Quelle sera la prochaine étape ?

Je n’aime pas faire des prédictions (après tout, je suis le type qui a qualifié le bitcoin de bulle lorsqu’il valait 30 £), mais je pense qu’il est presque garanti que les prochaines grandes histoires de crypto-monnaies seront centrées sur les DAO.

La vapeur a commencé à s’épuiser sur les NFT, au sens strict : la bulle de l’art a cessé de croître, les projets de photos de profil sont trop facilement parodiables, et les NFT liés aux jeux butent toujours sur le fait qu’aucun des jeux qui existent n’est bon, amusant ou excitant de quelque manière que ce soit. L’argent va affluer, mais l’attention du grand public passe à autre chose.

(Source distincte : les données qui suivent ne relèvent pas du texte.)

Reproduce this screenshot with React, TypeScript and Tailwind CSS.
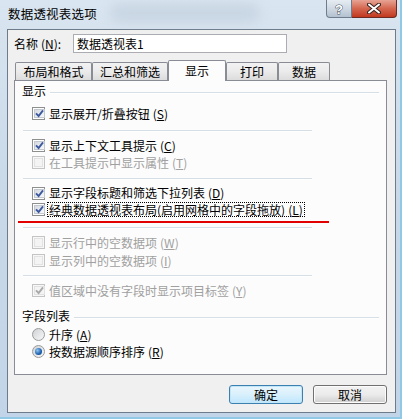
import React from "react";

const FONT = { fontFamily: '"Noto Sans CJK SC", "Liberation Sans", sans-serif' };

function Mn({ k }: { k: string }) {
  return (
    <span className="ml-[3px]">
      (<u>{k}</u>)
    </span>
  );
}

function Check({ checked, disabled }: { checked?: boolean; disabled?: boolean }) {
  return (
    <span
      className={`w-[13px] h-[13px] shrink-0 border p-px flex ${
        disabled ? "border-[#c4c4c4] bg-[#f7f7f7]" : "border-[#8e8f8f] bg-white"
      }`}
    >
      <span
        className={`flex-1 flex items-center justify-center border ${
          disabled
            ? "border-[#e2e2e2] bg-[#f4f4f4]"
            : "border-[#c3c8d0] bg-linear-to-br from-[#d5d9df] to-[#fafafa]"
        }`}
      >
        {checked && (
          <svg width="9" height="9" viewBox="0 0 9 9" className="shrink-0">
            <path
              d="M1 4.3 L3.6 7 L8 1.3"
              stroke={disabled ? "#a9a9a9" : "#3c5aa0"}
              strokeWidth="1.9"
              fill="none"
            />
          </svg>
        )}
      </span>
    </span>
  );
}

function Radio({ checked }: { checked?: boolean }) {
  return (
    <span className="w-[13px] h-[13px] shrink-0 rounded-full border border-[#9a9a9a] bg-linear-to-br from-[#cfd2d6] to-[#f8f8f8] flex items-center justify-center">
      {checked && (
        <span className="w-[7px] h-[7px] rounded-full bg-[radial-gradient(circle_at_35%_35%,#8fc6f2,#1b5fae_60%,#0f3f80)]" />
      )}
    </span>
  );
}

function Row({
  children,
  checked,
  disabled,
  radio,
  focus,
  className = "",
}: {
  children: React.ReactNode;
  checked?: boolean;
  disabled?: boolean;
  radio?: boolean;
  focus?: boolean;
  className?: string;
}) {
  return (
    <div className={`h-[17px] flex items-center pl-[17px] ${className}`}>
      {radio ? <Radio checked={checked} /> : <Check checked={checked} disabled={disabled} />}
      <span
        className={`ml-[3px] pl-px pr-px h-[13px] flex items-center leading-none whitespace-nowrap ${
          disabled ? "text-[#a0a0a0]" : "text-black"
        } ${focus ? "outline outline-1 outline-dotted outline-black" : ""}`}
      >
        {children}
      </span>
    </div>
  );
}

function Sep({ className = "" }: { className?: string }) {
  return (
    <div className={`ml-[8px] w-[289px] h-[2px] flex flex-col ${className}`}>
      <div className="h-px bg-[#d5dfe5]" />
      <div className="h-px bg-white" />
    </div>
  );
}

function GroupLabel({ text, className = "" }: { text: string; className?: string }) {
  return (
    <div className={`h-[17px] flex items-center pl-[7px] pr-[7px] ${className}`}>
      <span className="leading-none whitespace-nowrap">{text}</span>
      <div className="flex-1 ml-[4px] mt-[5px] flex flex-col">
        <div className="h-px bg-[#d5dfe5]" />
        <div className="h-px bg-white" />
      </div>
    </div>
  );
}

function Tab({ label, w, selected }: { label: string; w: string; selected?: boolean }) {
  return (
    <div
      className={`${w} flex items-center justify-center border border-b-0 border-[#898c95] rounded-t-[2px] ${
        selected
          ? "h-[21px] bg-[#fcfcfc] -mb-px z-10 relative"
          : "h-[18px] bg-linear-to-b from-[#f2f2f2] via-[#ebebeb] to-[#dcdcdc]"
      }`}
    >
      <span className="leading-none">{label}</span>
    </div>
  );
}

function Btn({ label, def }: { label: string; def?: boolean }) {
  return (
    <button
      className={`w-[74px] h-[19px] rounded-[3px] border flex items-center justify-center leading-none ${
        def
          ? "border-[#3c7fb1] bg-linear-to-b from-[#eaf6fd] via-[#d9f0fc] to-[#bee6fd] shadow-[inset_0_0_0_1px_#c0e6f8]"
          : "border-[#707070] bg-linear-to-b from-[#f2f2f2] via-[#ebebeb] to-[#cfcfcf] shadow-[inset_0_0_0_1px_#fcfcfc]"
      }`}
    >
      {label}
    </button>
  );
}

export default function App() {
  return (
    <div
      className="w-[402px] h-[419px] flex flex-col bg-linear-to-b from-[#d9e5f0] via-[#c8d8e8] to-[#c2d5e8] border-r-2 border-b-2 border-[#8fc9e6] text-[12px] overflow-hidden"
      style={FONT}
    >
      {/* title bar */}
      <div className="h-[29px] shrink-0 flex items-start relative">
        <div className="absolute left-[110px] top-[4px] w-[150px] h-[18px] rounded-full bg-[#b9c7d6] opacity-50 blur-[6px]" />
        <span className="relative mt-[8px] ml-[8px] text-[12.5px] leading-none tracking-[0.2px] text-black">
          数据透视表选项
        </span>
        <div className="ml-auto mr-[3px] flex relative">
          <div className="w-[26px] h-[18px] border border-t-0 border-[#6d7d8d] rounded-bl-[4px] bg-linear-to-b from-[#e6ecf2] via-[#cfd9e3] to-[#b3c1cf] flex items-center justify-center">
            <svg width="10" height="13" viewBox="0 0 10 13">
              <text
                x="5"
                y="11.5"
                textAnchor="middle"
                fontSize="13"
                fontWeight="bold"
                fontFamily="Liberation Sans, sans-serif"
                fill="#ffffff"
                stroke="#4a5666"
                strokeWidth="1"
                paintOrder="stroke"
              >
                ?
              </text>
            </svg>
          </div>
          <div className="w-[45px] h-[18px] border border-t-0 border-l-0 border-[#6b2a24] rounded-br-[4px] bg-linear-to-b from-[#e7a394] via-[#d4664f] to-[#c1361d] flex items-center justify-center">
            <svg width="14" height="11" viewBox="0 0 14 11">
              <path d="M2 1.5 L12 9.5 M12 1.5 L2 9.5" stroke="#3a2420" strokeWidth="4" strokeLinecap="round" />
              <path d="M2 1.5 L12 9.5 M12 1.5 L2 9.5" stroke="#ffffff" strokeWidth="2" strokeLinecap="round" />
            </svg>
          </div>
        </div>
      </div>

      {/* client area */}
      <div className="ml-[7px] w-[389px] h-[384px] shrink-0 bg-[#f0f0f0] border border-[#6d7b8a] flex flex-col pl-[6px]">
        {/* name row */}
        <div className="mt-[4px] h-[19px] flex items-center">
          <span className="leading-none whitespace-nowrap">
            名称<Mn k="N" />:
          </span>
          <div className="ml-auto mr-[108px] w-[214px] h-[19px] border border-[#abadb3] bg-white flex items-center pl-[3px] leading-none">
            数据透视表1
          </div>
        </div>

        {/* tabs */}
        <div className="mt-[7px] h-[20px] flex items-end pl-px">
          <Tab label="布局和格式" w="w-[77px]" />
          <Tab label="汇总和筛选" w="w-[76px]" />
          <Tab label="显示" w="w-[58px]" selected />
          <Tab label="打印" w="w-[52px]" />
          <Tab label="数据" w="w-[52px]" />
        </div>

        {/* panel */}
        <div className="w-[373px] h-[295px] border border-[#898c95] bg-[#fcfcfc] flex flex-col relative">
          <GroupLabel text="显示" className="mt-[1px]" />
          <Row checked className="mt-[6px]">
            显示展开/折叠按钮<Mn k="S" />
          </Row>
          <Sep className="mt-[8px]" />
          <Row checked className="mt-[5px]">
            显示上下文工具提示<Mn k="C" />
          </Row>
          <Row disabled>
            在工具提示中显示属性<Mn k="T" />
          </Row>
          <Sep className="mt-[7px]" />
          <Row checked className="mt-[5px] !h-[16px]">
            显示字段标题和筛选下拉列表<Mn k="D" />
          </Row>
          <Row checked focus>
            经典数据透视表布局(启用网格中的字段拖放)<Mn k="L" />
          </Row>
          {/* red annotation underline */}
          <div className="absolute left-[3px] top-[140px] w-[311px] h-[2px] bg-[#e20000]" />
          <Sep className="mt-[9px]" />
          <Row disabled className="mt-[5px]">
            显示行中的空数据项<Mn k="W" />
          </Row>
          <Row disabled className="mt-px">
            显示列中的空数据项<Mn k="I" />
          </Row>
          <Sep className="mt-[6px]" />
          <Row checked disabled className="mt-[5px]">
            值区域中没有字段时显示项目标签<Mn k="Y" />
          </Row>
          <GroupLabel text="字段列表" className="mt-[8px]" />
          <Row radio className="mt-[2px]">
            升序<Mn k="A" />
          </Row>
          <Row radio checked>
            按数据源顺序排序<Mn k="R" />
          </Row>
        </div>

        {/* buttons */}
        <div className="mt-[10px] w-[373px] flex justify-end gap-[10px]">
          <Btn label="确定" def />
          <Btn label="取消" />
        </div>
      </div>
    </div>
  );
}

Les DAO, en revanche, peuvent être n’importe quoi : un projet d’achat d’un objet de valeur, de construction d’un actif réel, de déplacement de milliards, ou simplement pour gagner beaucoup d’argent. Elles constituent également le moyen idéal pour les nouveaux millionnaires du secteur d’exercer leur influence dans le monde réel : vous voulez acheter et diriger une équipe de football, faire jouer des célébrités dans un film que vous avez écrit ou simplement dépenser beaucoup d’argent pour que les gens vous prennent au sérieux ? Une DAO est le moyen de le faire. Ça va être le chaos.